The irony of making this massive reference book was that it required millions upon millions of tiny, tiny pieces of paper. Every day, volunteers mailed in thousands of small strips of paper called “quotation slips.” On these slips, volunteers would copy a single sentence from a book, in hopes that this sentence could help illuminate a particular word’s meaning. (For example, the previous sentence might be a good example of the word illuminate. Volunteers would copy that sentence and mail it to Oxford’s editors, who would review it and compare the slip to others to highlight the word illuminate.)

The process helped Oxford’s editors study all of the shades of meaning expressed by a single word, but it was also tedious and messy.

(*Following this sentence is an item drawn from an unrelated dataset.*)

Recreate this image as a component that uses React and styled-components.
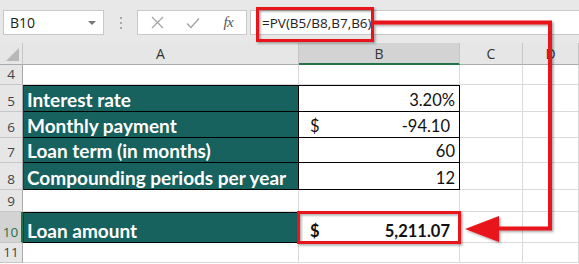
import React from "react";
import styled, { createGlobalStyle } from "styled-components";

const GlobalStyle = createGlobalStyle`
  html, body {
    margin: 0;
    padding: 0;
    background: #ffffff;
    overflow: hidden;
  }
  body {
    width: 579px;
    height: 264px;
    font-family: "Open Sans", "Liberation Sans", sans-serif;
  }
`;

const Page = styled.div`
  position: relative;
  width: 579px;
  height: 264px;
  overflow: hidden;
  background: #ffffff;
`;

const Toolbar = styled.div`
  display: flex;
  align-items: flex-start;
  height: 43px;
  box-sizing: border-box;
  padding: 10px 0 0 3px;
  background: #e8e8e8;
`;

const Box = styled.div`
  display: flex;
  align-items: center;
  box-sizing: border-box;
  height: 25px;
  width: ${(p) => p.$w || "auto"};
  flex: ${(p) => (p.$grow ? 1 : "none")};
  background: #ffffff;
  border: 1px solid #c8c8c8;
  border-right: ${(p) => (p.$grow ? "none" : "1px solid #c8c8c8")};
  margin-right: ${(p) => p.$mr || "0"};
`;

const NameText = styled.span`
  flex: 1;
  padding-left: 6px;
  font-family: "Open Sans", sans-serif;
  font-size: 14px;
  color: #222;
`;

const Caret = styled.span`
  width: 0;
  height: 0;
  margin-right: 7px;
  border-left: 4px solid transparent;
  border-right: 4px solid transparent;
  border-top: 4px solid #777;
`;

const Dots = styled.div`
  display: flex;
  flex-direction: column;
  justify-content: center;
  gap: 3px;
  width: 33px;
  height: 25px;
  align-items: center;
`;

const Dot = styled.span`
  width: 2px;
  height: 2px;
  background: #a8a8a8;
`;

const IconSlot = styled.span`
  display: flex;
  align-items: center;
  justify-content: center;
  width: 36px;
  color: #a6a6a6;
`;

const Fx = styled.span`
  font-family: "Liberation Serif", serif;
  font-style: italic;
  font-size: 15px;
  color: #555;
  letter-spacing: -0.5px;
`;

const Formula = styled.span`
  padding-left: 11px;
  font-family: "Open Sans", sans-serif;
  font-size: 13.5px;
  color: #222;
`;

const Sheet = styled.div`
  display: grid;
  grid-template-columns: 23px 276px 161px 63px 1fr;
  grid-template-rows: 22px 20px 27px 26px 25px 27px 22px 31px 20px;
`;

const Corner = styled.div`
  position: relative;
  background: #e6e6e6;
  border-right: 1px solid #c6c6c6;
  border-bottom: 1px solid #ababab;
  &::after {
    content: "";
    position: absolute;
    right: 3px;
    bottom: 3px;
    border-left: 13px solid transparent;
    border-bottom: 13px solid #b8b8b8;
  }
`;

const ColHead = styled.div`
  display: flex;
  align-items: center;
  justify-content: center;
  font-family: "Open Sans", sans-serif;
  font-size: 14px;
  color: #333;
  background: ${(p) => (p.$active ? "#d3d3d3" : "#e6e6e6")};
  border-right: 1px solid #c6c6c6;
  border-bottom: ${(p) => (p.$active ? "2px solid #217346" : "1px solid #ababab")};
  box-sizing: border-box;
`;

const RowHead = styled.div`
  display: flex;
  align-items: flex-end;
  justify-content: center;
  padding-bottom: 1px;
  box-sizing: border-box;
  font-family: "Open Sans", sans-serif;
  font-size: 13.5px;
  color: ${(p) => (p.$active ? "#217346" : "#444")};
  background: ${(p) => (p.$active ? "#d3d3d3" : "#e6e6e6")};
  border-right: ${(p) => (p.$active ? "2px solid #217346" : "1px solid #ababab")};
  border-bottom: 1px solid #c6c6c6;
`;

const Cell = styled.div`
  display: flex;
  align-items: flex-end;
  box-sizing: border-box;
  padding: 0 4px 0 4px;
  font-family: "Lato", "Open Sans", sans-serif;
  font-size: 16.5px;
  color: #111;
  background: #ffffff;
  border-right: 1px solid #dadada;
  border-bottom: 1px solid #dadada;
`;

const Label = styled(Cell)`
  background: #17615f;
  color: #ffffff;
  font-weight: 700;
  font-size: 19px;
  padding-left: 3px;
  padding-bottom: 0;
  border: none;
  border-right: 1px solid #000;
  border-bottom: 1px solid #000;
  border-top: ${(p) => (p.$top ? "1px solid #000" : "none")};
  border-left: 1px solid #1a3f3e;
`;

const Value = styled(Cell)`
  justify-content: ${(p) => (p.$split ? "space-between" : "flex-end")};
  padding-right: ${(p) => p.$pr || "4px"};
  padding-left: 11px;
  padding-bottom: 1px;
  font-weight: ${(p) => (p.$bold ? 700 : 400)};
  border-right: 1px solid #000;
  border-bottom: 1px solid #000;
  border-top: ${(p) => (p.$top ? "1px solid #000" : "none")};
`;

const Overlay = styled.svg`
  position: absolute;
  left: 0;
  top: 0;
  pointer-events: none;
`;

const labels = [
  { row: 5, text: "Interest rate" },
  { row: 6, text: "Monthly payment" },
  { row: 7, text: "Loan term (in months)" },
  { row: 8, text: "Compounding periods per year" },
];

const values = [
  { right: "3.20%" },
  { left: "$", right: "-94.10", pr: "9px" },
  { right: "60" },
  { right: "12" },
];

const Blank = ({ n }) =>
  Array.from({ length: n }).map((_, i) => <Cell key={i} />);

export default function App() {
  return (
    <Page>
      <GlobalStyle />
      <Toolbar>
        <Box $w="101px">
          <NameText>B10</NameText>
          <Caret />
        </Box>
        <Dots>
          <Dot />
          <Dot />
          <Dot />
        </Dots>
        <Box $w="110px" $mr="3px">
          <IconSlot style={{ marginLeft: 2 }}>
            <svg width="13" height="13" viewBox="0 0 13 13">
              <path d="M1 1 L12 12 M12 1 L1 12" stroke="#a6a6a6" strokeWidth="1.3" />
            </svg>
          </IconSlot>
          <IconSlot>
            <svg width="14" height="12" viewBox="0 0 14 12">
              <path d="M1 6.5 L5 10.5 L13 1.5" stroke="#a6a6a6" strokeWidth="1.5" fill="none" />
            </svg>
          </IconSlot>
          <IconSlot>
            <Fx>fx</Fx>
          </IconSlot>
        </Box>
        <Box $grow>
          <Formula>=PV(B5/B8,B7,B6)</Formula>
        </Box>
      </Toolbar>

      <Sheet>
        <Corner />
        <ColHead>A</ColHead>
        <ColHead $active>B</ColHead>
        <ColHead>C</ColHead>
        <ColHead>D</ColHead>

        <RowHead>4</RowHead>
        <Blank n={4} />

        {labels.map((l, i) => (
          <React.Fragment key={l.row}>
            <RowHead>{l.row}</RowHead>
            <Label $top={i === 0}>{l.text}</Label>
            <Value $top={i === 0} $split={!!values[i].left} $pr={values[i].pr}>
              {values[i].left && <span>{values[i].left}</span>}
              <span>{values[i].right}</span>
            </Value>
            <Blank n={2} />
          </React.Fragment>
        ))}

        <RowHead>9</RowHead>
        <Blank n={4} />

        <RowHead $active>10</RowHead>
        <Label $top>Loan amount</Label>
        <Value $top $split $bold $pr="9px">
          <span>$</span>
          <span>5,211.07</span>
        </Value>
        <Blank n={2} />

        <RowHead>11</RowHead>
        <Blank n={4} />
      </Sheet>

      <Overlay width="579" height="264" viewBox="0 0 579 264">
        <defs>
          <filter id="sh" x="-10%" y="-10%" width="130%" height="130%">
            <feDropShadow dx="1.5" dy="1.5" stdDeviation="1" floodColor="#000" floodOpacity="0.35" />
          </filter>
        </defs>
        <g filter="url(#sh)">
          <rect x="257.5" y="8.5" width="115" height="32" fill="none" stroke="#e8141b" strokeWidth="3" />
          <rect x="298.5" y="212.5" width="161" height="30" fill="none" stroke="#e8141b" strokeWidth="3" />
          <path
            d="M373 22.5 H550 V228.5 H497"
            fill="none"
            stroke="#e8141b"
            strokeWidth="4"
          />
          <path d="M465 229 L499 216 L499 242 Z" fill="#e8141b" />
        </g>
      </Overlay>
    </Page>
  );
}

With thousands of slips pouring into the OED’s offices every day, things could often go wrong.

And they did.

Some papers were stuffed haphazardly into boxes or bags, where they gathered cobwebs and were forgotten. Words beginning with Pa went missing for 12 years, only to be recovered in County Cavan, Ireland, where somebody was using the papers as kindling. Slips for the letter G were nearly burned with somebody’s trash. In 1879, the entire letter H turned up in Italy. At one point, Murray opened a bag only to find a family of live mice chewing on the paperwork.

When Murray took over, he tried to right the ship. To better organize the project, he built a small building of corrugated iron called the “Scriptorium.” It resembled a sunken tool shed, but it was here—with the help of 1029 built-in pigeonholes—that Murray and his subeditors arranged, sorted, and filed more than a thousand incoming slips every day. Millions of quotations would pass through the Scriptorium, and hundreds of thousands of words would be neatly organized by Murray’s trusty team.

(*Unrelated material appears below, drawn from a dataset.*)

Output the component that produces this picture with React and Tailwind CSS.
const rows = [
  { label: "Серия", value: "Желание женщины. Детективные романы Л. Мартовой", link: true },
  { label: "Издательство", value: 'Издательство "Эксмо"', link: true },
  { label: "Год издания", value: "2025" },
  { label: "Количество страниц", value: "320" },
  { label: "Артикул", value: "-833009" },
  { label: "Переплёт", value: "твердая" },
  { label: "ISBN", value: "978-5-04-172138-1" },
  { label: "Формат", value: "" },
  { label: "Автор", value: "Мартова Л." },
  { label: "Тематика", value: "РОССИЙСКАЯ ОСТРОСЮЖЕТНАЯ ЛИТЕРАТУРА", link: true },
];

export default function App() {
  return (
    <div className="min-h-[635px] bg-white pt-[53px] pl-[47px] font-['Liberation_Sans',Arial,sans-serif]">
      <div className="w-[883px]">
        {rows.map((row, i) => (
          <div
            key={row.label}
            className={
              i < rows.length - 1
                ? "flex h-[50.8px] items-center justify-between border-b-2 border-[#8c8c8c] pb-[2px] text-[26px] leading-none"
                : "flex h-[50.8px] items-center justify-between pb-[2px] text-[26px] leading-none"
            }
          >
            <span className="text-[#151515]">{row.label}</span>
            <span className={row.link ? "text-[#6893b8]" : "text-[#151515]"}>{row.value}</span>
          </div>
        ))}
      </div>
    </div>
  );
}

One word, however, slipped through the cracks.

Oxford English Dictionary entry slips
Oxford English Dictionary entry slips
Media Specialist, Flickr // CC BY-NC-SA 2.0

Bondmaid is not the kind of word people drop during conversation anymore, and that’s for the best: It means “a slave girl.” The word was most popular in the 16th century. Murray’s file for bondmaid, however, reached back even further: It included quotations as old as William Tyndale’s 1526 translation of the Bible.

But then bondmaid went missing. “Its slips had fallen down behind some books, and the editors had never noticed that it was gone,” writes Simon Winchester in The Meaning of Everything. When the first volume of the Oxford English Dictionary was published in 1888, bondmaid wasn’t there. (That volume of the OED does miss other words, but those exclusions were deliberate matters of editorial policy—bondmaid is the only word that the editors are known to have physically lost.)

When the slips were later rediscovered in the Scriptorium, Murray reportedly turned red with embarrassment. By 1901, some 14 years after the exclusion, he was still reeling over the mistake in a draft of a letter addressed to an anonymous contributor: “[N]ot one of the 30 people (at least) who saw the work at various stages between MS. and electrotyped pages noticed the omission. The phenomenon is absolutely inexplicable, and with our minute organization one would have said absolutely impossible; I hope also absolutely unparalleled.”

All was not lost for the lost word, however. In 1933, bondmaid made its Oxford dictionary debut. It had taken nearly five decades to make the correction.